I should have elaborated more on my original post. I think creating a negative EV is a reasonable goal, but only under certain conditions.

> If the revenue office estimates that approximately 10% of tax fraud is caught, then the penalty for tax fraud should be at least 10x the amount of the fraud.

this, imo, is the exact situation that creates the game of hot potato. people stop making decisions based solely on EV when the variance gets too high. setting a huge penalty to create -EV may discourage the largest, most forward-looking institutions from engaging in the bad behavior (or at least directing it in a top-down fashion), but most companies and individuals with a shorter time horizon are just going to ignore it. and since everyone does it but almost no one gets caught, it creates an easy way to single out politically useful targets and throw the book at them.

rather than just increasing the penalty to gain ratio, I think it is more productive to ask why it is so hard to enforce these laws in the first place. tax law, for instance, can be so complicated that it is unclear to everyone involved (enforcement, accountants, defense counsel) whether a particular strategy is legal. when wrongdoing is difficult to understand, let alone prove, the government should simplify the laws, not make them more draconian. it wouldn't hurt to spend a little more on enforcement either.


It also only really impacts shareholders.

Sarbanes Oxley demonstrated with clarity how to fix this: pierce the corporate veil and send executives who commit crimes (or allow crimes to be committed under them) to jail.

It's a matter of political will and power, nothing more.


The rules are different for a small institution.

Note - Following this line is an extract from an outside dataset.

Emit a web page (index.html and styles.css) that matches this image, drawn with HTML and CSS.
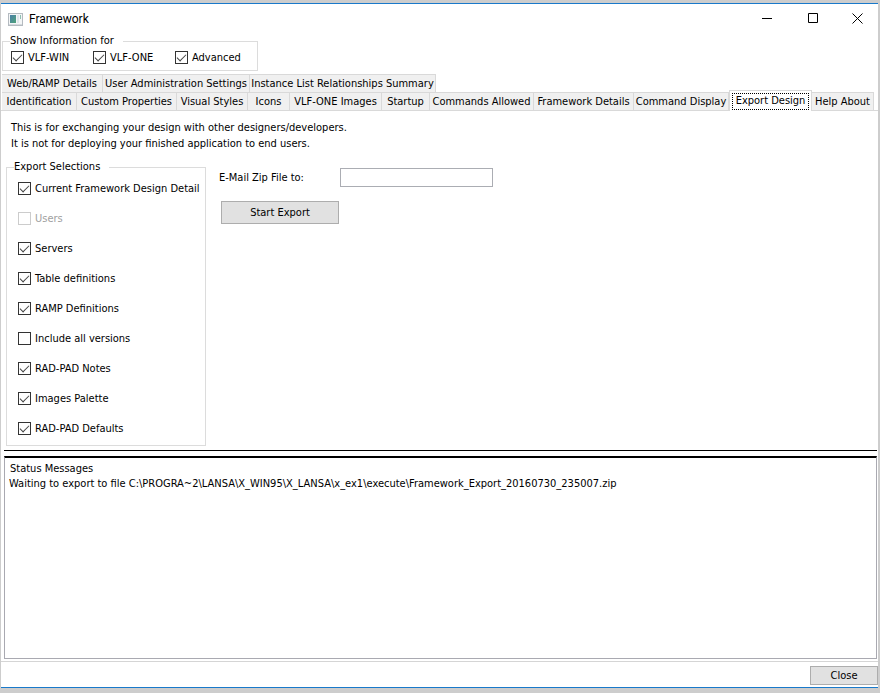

If the “Regional Bank and Trust Co” is pervasively laundering money, the principals go to jail.


Gdpr demands more of bigger organisations. Because those organizations have the capability and thus responsibility to make sure gdpr is followed. The same could be asked in this case. The big bank is better equipped to catch dirty transactions. Thus they should maybe be penalised according to size.


Gdpr deals with intangible damages. What is the loss of privacy of 100 millions users worth? It's not really comparable.